Robinhood’s move isn’t a speculative experiment anymore - it’s the blueprint for its entire business. Johann Kerbrat, Robinhood’s VP of Crypto, told Bankless that the ‘Robinhood Chain’, built as an Arbitrum Orbit chain, is now the ledger for the company’s core brokerage logic.
According to Kerbrat, the architecture allows Robinhood to write smart contracts in languages like Rust for the performance needed to handle millions of transactions at near-zero cost. Its tokenized stocks, which are one-to-one backed assets carrying dividend and governance rights, are now freely transferable across the Ethereum ecosystem. Institutional investors can bridge them onto Robinhood Chain, then move them to venues like Uniswap or Lighter, creating a 24/7 marketplace for U.S. equities.
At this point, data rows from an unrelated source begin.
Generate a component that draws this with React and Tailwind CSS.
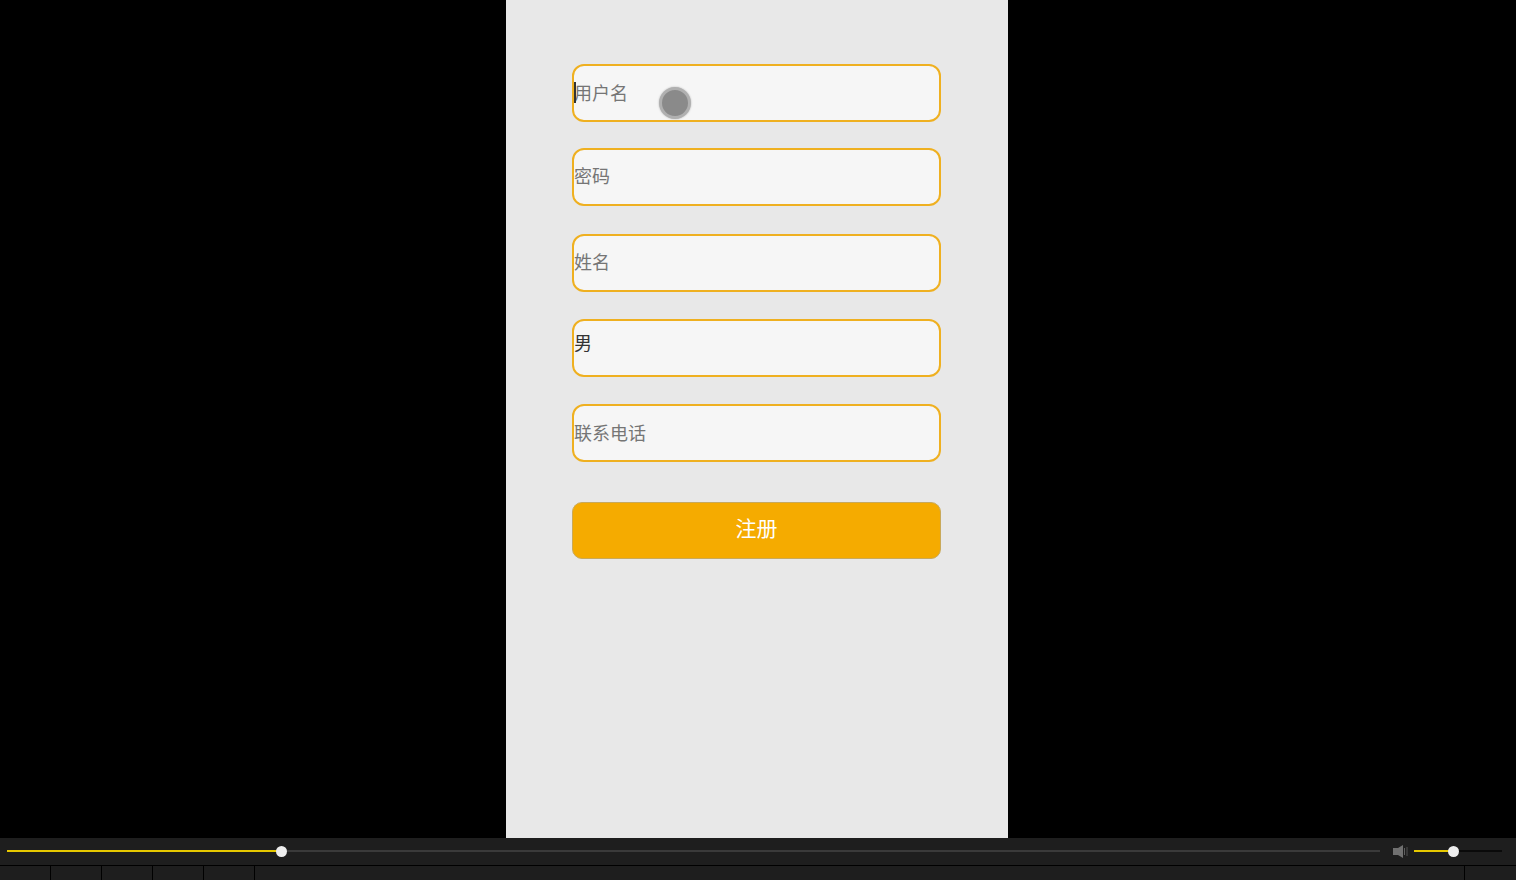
const font = { fontFamily: '"Liberation Sans", "Noto Sans CJK SC", sans-serif' };

function Field({ label, className = "", dark, top, low, children }) {
  return (
    <div className={`relative w-[369px] h-[58px] rounded-[12px] border-2 border-[#efb020] bg-[#f6f6f6] flex ${top ? "items-start pt-[10px]" : "items-center"} ${low ? "pt-[2px]" : ""} ${className}`}>
      <span className={`text-[18px] leading-[26px] ${dark ? "text-[#333333]" : "text-[#757575]"}`}>{label}</span>
      {children}
    </div>
  );
}

function VolumeIcon() {
  return (
    <svg width="15" height="13" viewBox="0 0 15 13" className="block">
      <path d="M0 3h5L10 0v13L5 10H0z" fill="#707070" />
      <rect x="11" y="3" width="1" height="7" fill="#606060" />
      <rect x="13.5" y="2" width="1" height="9" fill="#505050" />
    </svg>
  );
}

function Slider({ className, fill, knob, trackColor }) {
  return (
    <div className={`relative h-[11px] flex items-start pt-[4px] ${className}`}>
      <div className={`h-[2px] bg-[#e6c800] ${fill}`} />
      <div className={`flex-1 h-[2px] ${trackColor}`} />
      <span className={`absolute top-0 w-[11px] h-[11px] rounded-full bg-[#eeeeee] ${knob}`} />
    </div>
  );
}

export default function App() {
  return (
    <div className="w-[1516px] h-[880px] bg-black flex flex-col overflow-hidden" style={font}>
      {/* phone screen */}
      <div className="h-[838px] flex justify-center pr-[2px]">
        <div className="w-[502px] h-full bg-[#e8e8e8] pt-[64px] pl-[66px]">
          <Field label="用户名" low>
            <span className="absolute left-[0px] top-[16px] w-[2px] h-[21px] bg-[#333333]" />
            <span className="absolute left-[85px] top-[21px] w-[32px] h-[32px] rounded-full bg-[#8a8a8a] border-[3px] border-[#b0b0b0] shadow-[0_0_2px_#b0b0b0]" />
          </Field>
          <Field label="密码" className="mt-[26px]" />
          <Field label="姓名" className="mt-[28px]" />
          <Field label="男" dark top className="mt-[27px]" />
          <Field label="联系电话" low className="mt-[27px]" />
          <button className="mt-[40px] w-[369px] h-[57px] rounded-[10px] bg-[#f5ab00] border border-[#c9a95a] text-white text-[21px] leading-[52px] flex justify-center">
            注册
          </button>
        </div>
      </div>

      {/* player controls */}
      <div className="h-[27px] bg-[#1e1e1e] flex items-center pl-[7px] pr-[14px]">
        <Slider className="w-[1373px]" fill="w-[274px]" knob="left-[269px]" trackColor="bg-[#3a3a3a]" />
        <div className="ml-[13px]">
          <VolumeIcon />
        </div>
        <Slider className="ml-[6px] w-[88px]" fill="w-[39px]" knob="left-[34px]" trackColor="bg-[#0a0a0a]" />
      </div>

      {/* tabs */}
      <div className="flex-1 bg-[#1e1e1e] border-t border-black flex">
        <div className="w-[51px] border-r border-black" />
        <div className="w-[51px] border-r border-black" />
        <div className="w-[51px] border-r border-black" />
        <div className="w-[51px] border-r border-black" />
        <div className="w-[51px] border-r border-black" />
        <div className="w-[1210px] border-r border-black" />
      </div>
    </div>
  );
}
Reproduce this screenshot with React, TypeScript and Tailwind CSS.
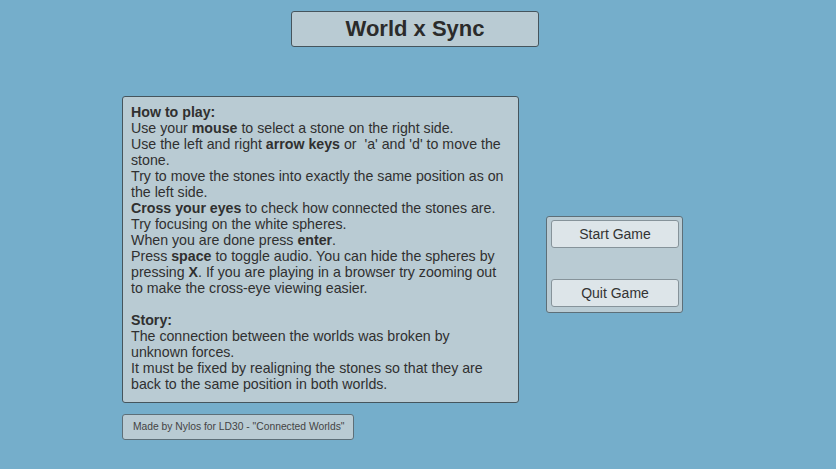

“Legacy transfers take days and often lose cost-basis data. Kerbrat argues that putting these positions on-chain makes the process instant and transparent. If the brokerage fails, the customer’s on-chain position remains secure and independent.”
- Johann Kerbrat, Bankless
On The Bitcoin Podcast, hosts Demetri and Jesse argued that similar moves by financial giants represent the old guard co-opting crypto rails, not revolutionizing them. They cited a consortium including BlackRock, Google, Coinbase, Stripe, and Visa backing ‘Open Standard USD’ as a centralized stablecoin masquerading as an open standard.
Bankless co-hosts David Hoffman and Ryan Sean Adams saw Robinhood’s Layer 2 differently - as a vertical integration play designed to capture sequencer fees and turn a brokerage into a destination. They noted the strategy signals a shift in the fintech hierarchy, where success isn’t defined by how many tokens you list, but by how much infrastructure you own.
The metrics show traction. Kerbrat said within 24 hours of launch, the chain processed over one million transactions. Robinhood is now incentivizing developers to build on its distribution, betting its 27 million users are the ultimate liquidity for new DeFi primitives.
“Kerbrat expects traditional clearing and settlement systems to eventually vanish. Blockchains provide default fractionalization and proof of history that legacy databases can’t match. By moving business logic on-chain, the firm reduces overhead and bypasses traditional financial gatekeepers.”
- Johann Kerbrat, Bankless
Across the shows, a consensus emerged: the financial rails are being rebuilt on-chain, whether by insurgents like Robinhood or by incumbent consortiums. The dispute is over who controls them.